One feature of hypothesis testing that is perhaps too of ten ignored is that one seldom tests just one hypothesis. Even in the most classical situations, one almost always makes multiple tests. In more modern investigations, such as those that are common in machine learning, bioinformatics, or even the econometrics of financial time series, one might test several thousands of hypotheses. Obviously such activities call for some rethinking of the traditional p=0.05 standards.
In fact, a large (and rambling) literature addresses this important issue. As our course continues, I will introduce what seem to me to be some of the main messages that emerge. Here are some of the resources that I may mention. A natural place to start is with Holm (1979), but, unfortunately, that article is one for which I have no link.
It would be nice to have a simple survey or textbook presentation to get one started. The best that I have found on the web is the tutorial by Lee and Whitmore. Unfortunately, these slides don't come with a sound track, so you will need to fill in a few blanks. Let me know if you find a more suitble introduction.
The false discovery rate (FDR) is a notion that is closely tied up with the methodology for testing multiple hypotheses. Eventually I expect to develop a page that specifically addresses FDR. Another related topick is "data snooping," and issue that is an eternal part of the conversation when one considers trading strategies. Of the papers noted below, only Romano and Wolf (2005) explicity adress econometic concerns, but I am sure that there are further relevant resources.

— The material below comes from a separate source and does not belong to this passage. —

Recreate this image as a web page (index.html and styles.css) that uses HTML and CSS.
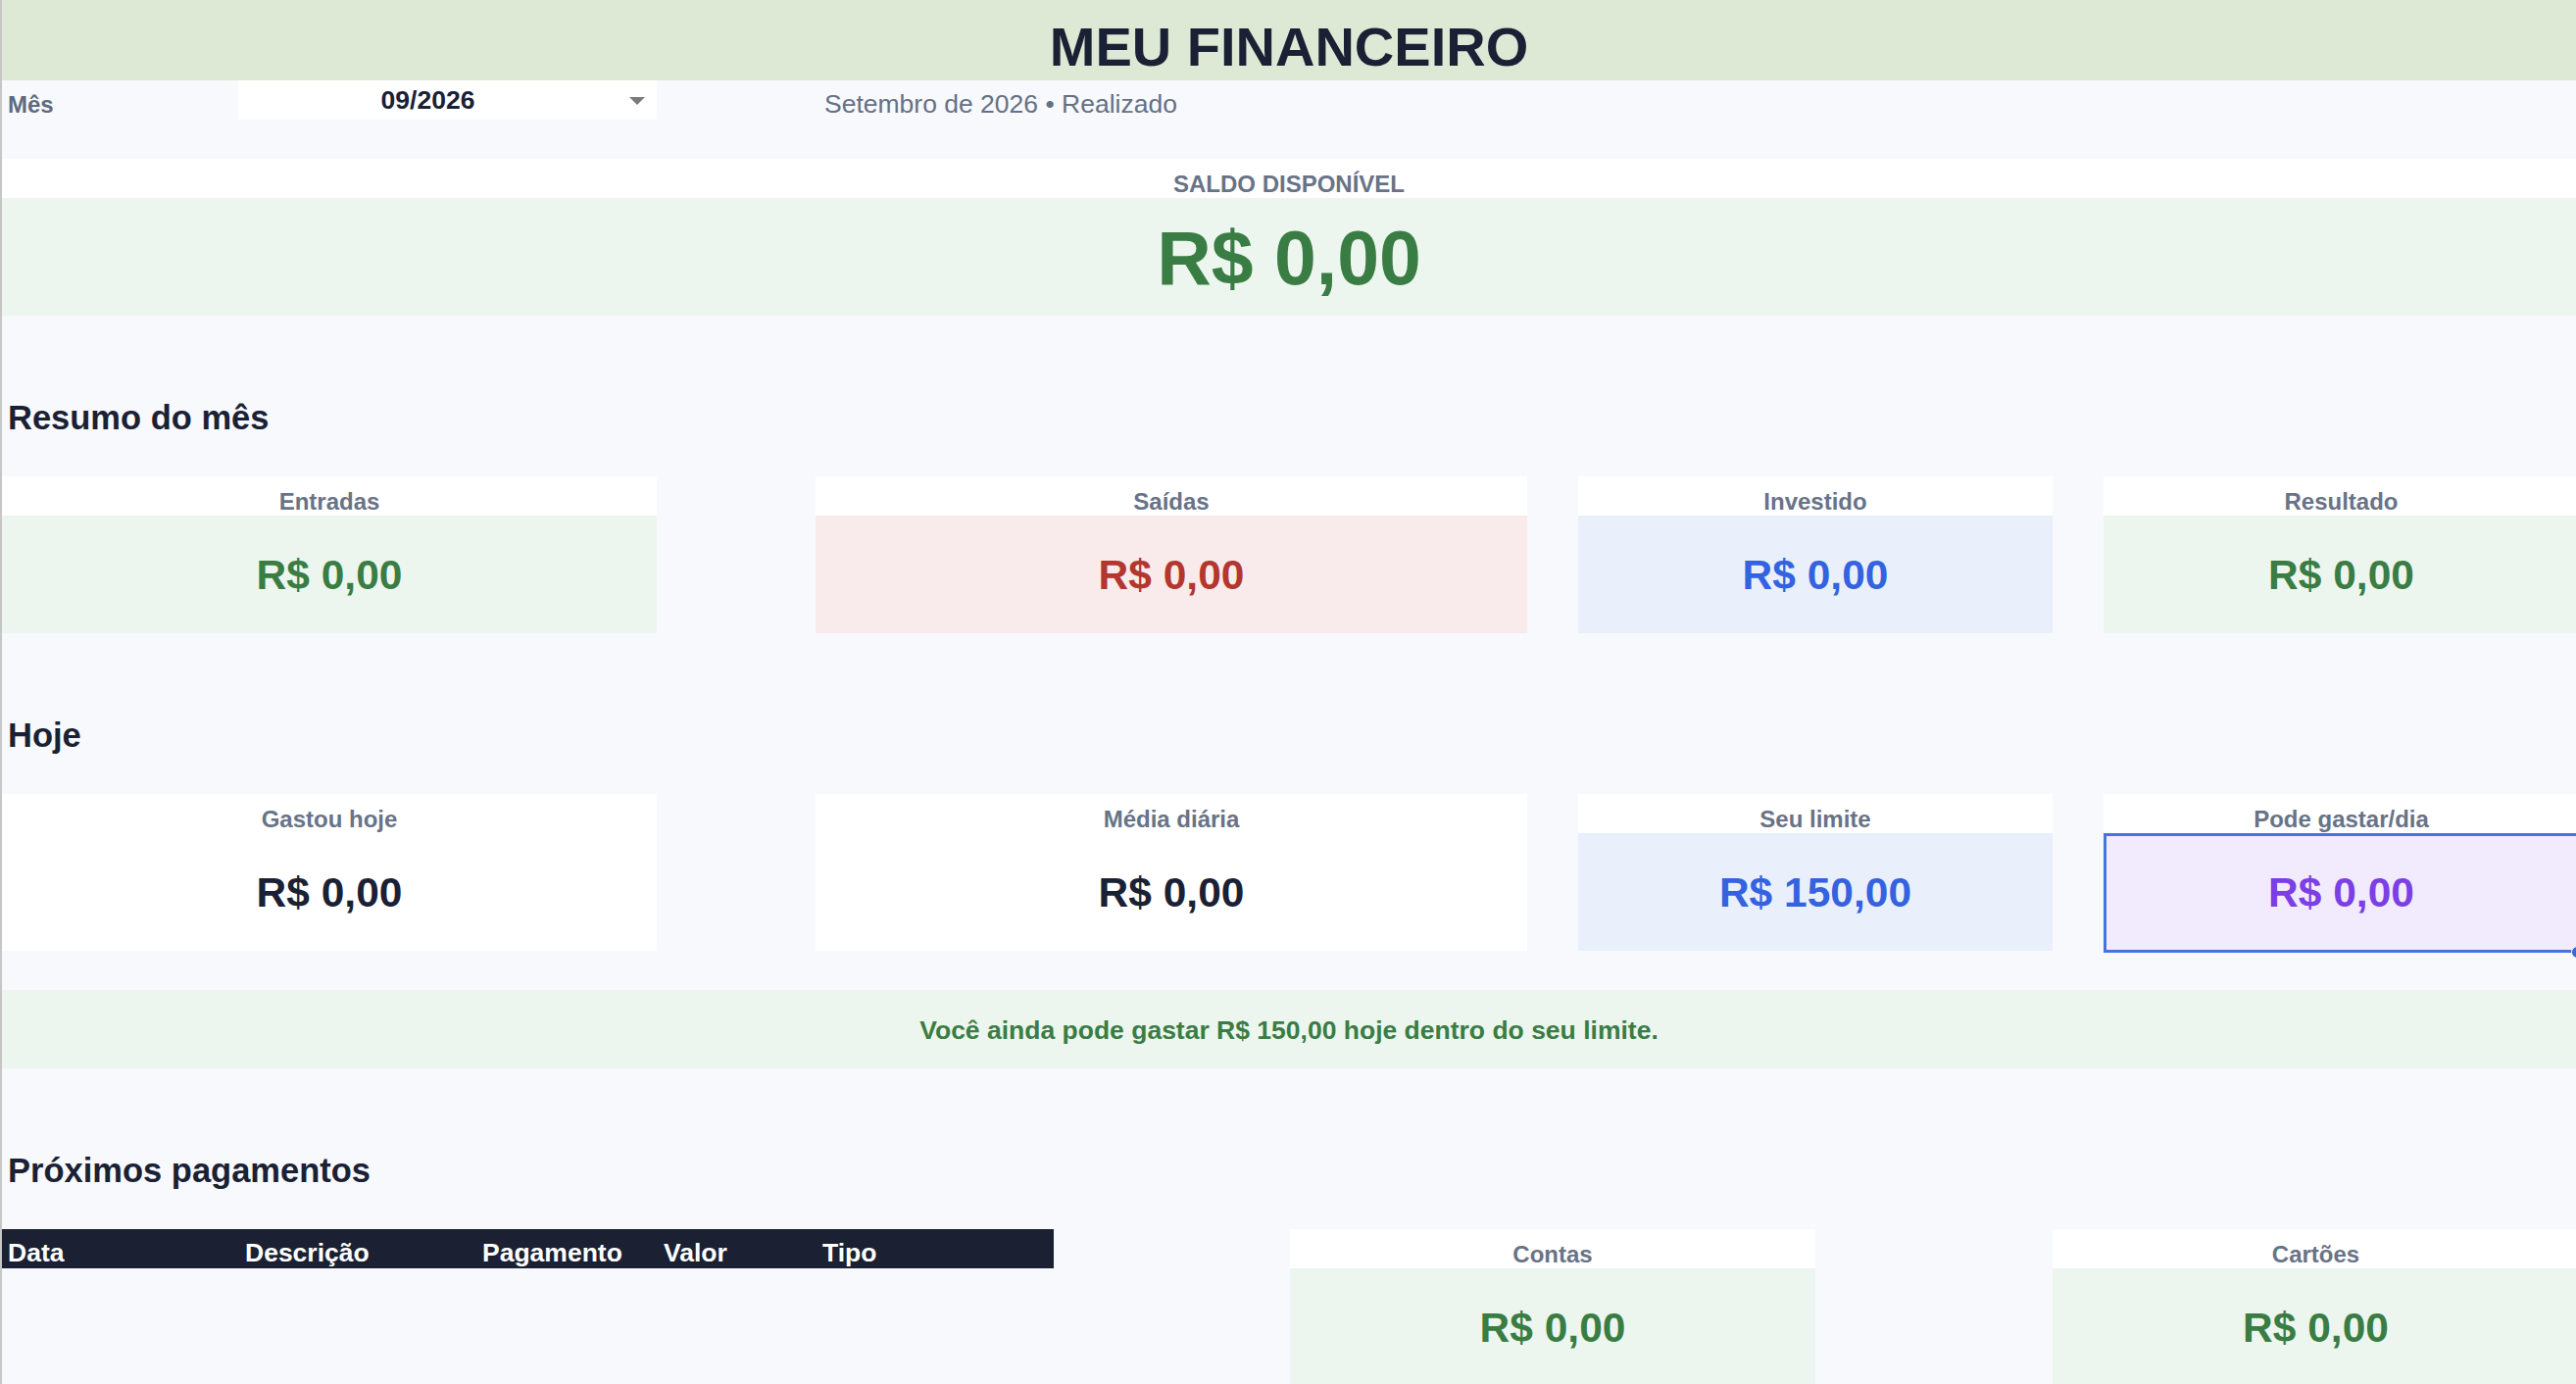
FILE: index.html
```html
<!DOCTYPE html>
<html lang="pt-BR">
<head>
<meta charset="utf-8">
<title>Meu Financeiro</title>
<link rel="stylesheet" href="styles.css">
</head>
<body>
<div class="sheet">
  <header class="title-bar"><h1>MEU FINANCEIRO</h1></header>

  <div class="grid month-row">
    <div class="cell cell-bottom month-label">Mês</div>
    <div class="dropdown">09/2026<span class="caret"></span></div>
    <div class="cell cell-bottom subtitle">Setembro de 2026 • Realizado</div>
  </div>
  <div class="spacer"></div>

  <section class="saldo">
    <div class="band-label">SALDO DISPONÍVEL</div>
    <div class="saldo-value">R$ 0,00</div>
  </section>

  <h2 class="section-title">Resumo do mês</h2>
  <div class="grid cards">
    <div class="card span-ac">
      <div class="card-label">Entradas</div>
      <div class="card-value green">R$ 0,00</div>
    </div>
    <div class="card span-eg">
      <div class="card-label">Saídas</div>
      <div class="card-value red">R$ 0,00</div>
    </div>
    <div class="card span-ij">
      <div class="card-label">Investido</div>
      <div class="card-value blue">R$ 0,00</div>
    </div>
    <div class="card span-l">
      <div class="card-label">Resultado</div>
      <div class="card-value green">R$ 0,00</div>
    </div>
  </div>

  <h2 class="section-title">Hoje</h2>
  <div class="grid cards">
    <div class="card span-ac">
      <div class="card-label">Gastou hoje</div>
      <div class="card-value plain">R$ 0,00</div>
    </div>
    <div class="card span-eg">
      <div class="card-label">Média diária</div>
      <div class="card-value plain">R$ 0,00</div>
    </div>
    <div class="card span-ij">
      <div class="card-label">Seu limite</div>
      <div class="card-value blue">R$ 150,00</div>
    </div>
    <div class="card span-l">
      <div class="card-label">Pode gastar/dia</div>
      <div class="card-value purple selected">R$ 0,00<span class="handle"></span></div>
    </div>
  </div>
  <div class="spacer"></div>
  <div class="message">Você ainda pode gastar R$ 150,00 hoje dentro do seu limite.</div>

  <h2 class="section-title">Próximos pagamentos</h2>
  <div class="grid cards">
    <div class="table-head span-ae">
      <div class="th">Data</div>
      <div class="th">Descrição</div>
      <div class="th">Pagamento</div>
      <div class="th">Valor</div>
      <div class="th">Tipo</div>
    </div>
    <div class="card span-gi">
      <div class="card-label">Contas</div>
      <div class="card-value green">R$ 0,00</div>
    </div>
    <div class="card span-kl">
      <div class="card-label">Cartões</div>
      <div class="card-value green">R$ 0,00</div>
    </div>
  </div>
</div>
</body>
</html>
```
FILE: styles.css
```css
* { box-sizing: border-box; }
html, body { margin: 0; padding: 0; }
body {
  width: 2628px;
  height: 1412px;
  overflow: hidden;
  background: #f7f9fc;
  font-family: "Liberation Sans", Arial, sans-serif;
  color: #1b2134;
}
.sheet {
  border-left: 2px solid #c6c6c6;
  min-height: 1412px;
}
.grid {
  display: grid;
  grid-template-columns: 241px 242px 185px 162px 243px 241px 242px 52px 242px 242px 52px 485px;
}

/* title */
.title-bar {
  height: 82px;
  background: #dee9d5;
  display: flex;
  justify-content: center;
  align-items: flex-end;
  padding-bottom: 6px;
}
.title-bar h1 {
  margin: 0;
  font-size: 56px;
  line-height: 1;
  font-weight: 700;
  color: #1b2134;
}

/* month row */
.month-row { height: 40px; }
.cell { padding: 0 7px; white-space: nowrap; }
.cell-bottom { display: flex; align-items: flex-end; padding-bottom: 1px; }
.month-label {
  grid-column: 1 / 2;
  font-size: 24px;
  font-weight: 700;
  color: #5f6a7e;
  padding-left: 6px;
}
.dropdown {
  grid-column: 2 / 4;
  position: relative;
  background: #ffffff;
  display: flex;
  align-items: center;
  justify-content: center;
  padding-right: 40px;
  font-size: 26.5px;
  font-weight: 700;
  color: #1b2134;
}
.caret {
  position: absolute;
  right: 12px;
  top: 17px;
  width: 0;
  height: 0;
  border-left: 8px solid transparent;
  border-right: 8px solid transparent;
  border-top: 8px solid #7a7a7a;
}
.subtitle {
  grid-column: 5 / 9;
  font-size: 26.5px;
  color: #667085;
  padding-left: 9px;
  padding-bottom: 0;
}
.spacer { height: 40px; }

/* saldo */
.band-label {
  height: 40px;
  background: #ffffff;
  display: flex;
  justify-content: center;
  align-items: flex-end;
  padding-bottom: 0;
  font-size: 24px;
  font-weight: 700;
  color: #687387;
}
.saldo-value {
  height: 120px;
  background: #ecf6ee;
  display: flex;
  justify-content: center;
  align-items: center;
  padding-top: 2px;
  font-size: 77px;
  line-height: 1;
  font-weight: 700;
  color: #3a7d44;
}

/* section titles */
.section-title {
  margin: 0;
  height: 164px;
  display: flex;
  align-items: flex-end;
  padding: 0 7px 40px 6px;
  font-size: 34.5px;
  font-weight: 700;
  color: #1b2134;
}

/* cards */
.cards { height: 160px; }
.span-ac { grid-column: 1 / 4; }
.span-eg { grid-column: 5 / 8; }
.span-ij { grid-column: 9 / 11; }
.span-l  { grid-column: 12 / 13; }
.span-ae { grid-column: 1 / 6; }
.span-gi { grid-column: 7 / 10; }
.span-kl { grid-column: 11 / 13; }

.card { display: flex; flex-direction: column; }
.card-label {
  height: 40px;
  background: #ffffff;
  display: flex;
  justify-content: center;
  align-items: flex-end;
  padding-bottom: 0;
  font-size: 24px;
  font-weight: 700;
  color: #687387;
  white-space: nowrap;
}
.card-value {
  height: 120px;
  display: flex;
  justify-content: center;
  align-items: center;
  padding-top: 2px;
  font-size: 42.5px;
  line-height: 1;
  font-weight: 700;
  white-space: nowrap;
}
.green  { background: #ecf6ee; color: #3a7d44; }
.red    { background: #f9ebeb; color: #b3362f; }
.blue   { background: #e9f0fb; color: #3562df; }
.purple { background: #f2eafd; color: #7b3fe4; }
.plain  { background: #ffffff; color: #1b2134; }

.selected { position: relative; }
.selected::after {
  content: "";
  position: absolute;
  left: 0;
  top: 0;
  right: 0;
  bottom: -2px;
  border: 3px solid #4574e1;
  pointer-events: none;
}
.handle {
  position: absolute;
  right: -5px;
  bottom: -8px;
  width: 13px;
  height: 13px;
  border-radius: 50%;
  background: #3b67d8;
  border: 1px solid #ffffff;
  z-index: 2;
}

/* message */
.message {
  height: 80px;
  background: #ecf6ee;
  display: flex;
  justify-content: center;
  align-items: center;
  padding-top: 2px;
  font-size: 26.5px;
  font-weight: 700;
  color: #3a7d44;
}

/* table */
.table-head {
  height: 40px;
  background: #1b2133;
  display: grid;
  grid-template-columns: 241px 242px 185px 162px 243px;
}
.th {
  display: flex;
  align-items: flex-end;
  padding: 0 7px 0;
  font-size: 26.5px;
  font-weight: 700;
  color: #ffffff;
  white-space: nowrap;
}
.th:first-child { padding-left: 6px; }
```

Hommel (1988) seems like a sensible place to start if you get interested in these issues. Wright (1992) is also well written and gives a slightly shifted perspective. Marcus, Peritiz, and Gabriel (1976), which introduces the notion of a "closed set" of hypotheses, is warmly recommended by Bob Stine.
Holm, S. (1979) A Simple Sequentially Rejective Multiple Test Procedure, Scandinavian Journal of Statistics, 6, 65--70.
Wright, S. P. (1992) Adjusted P-Values for Simultaneous Inference, Biometics 48, 1005--1013.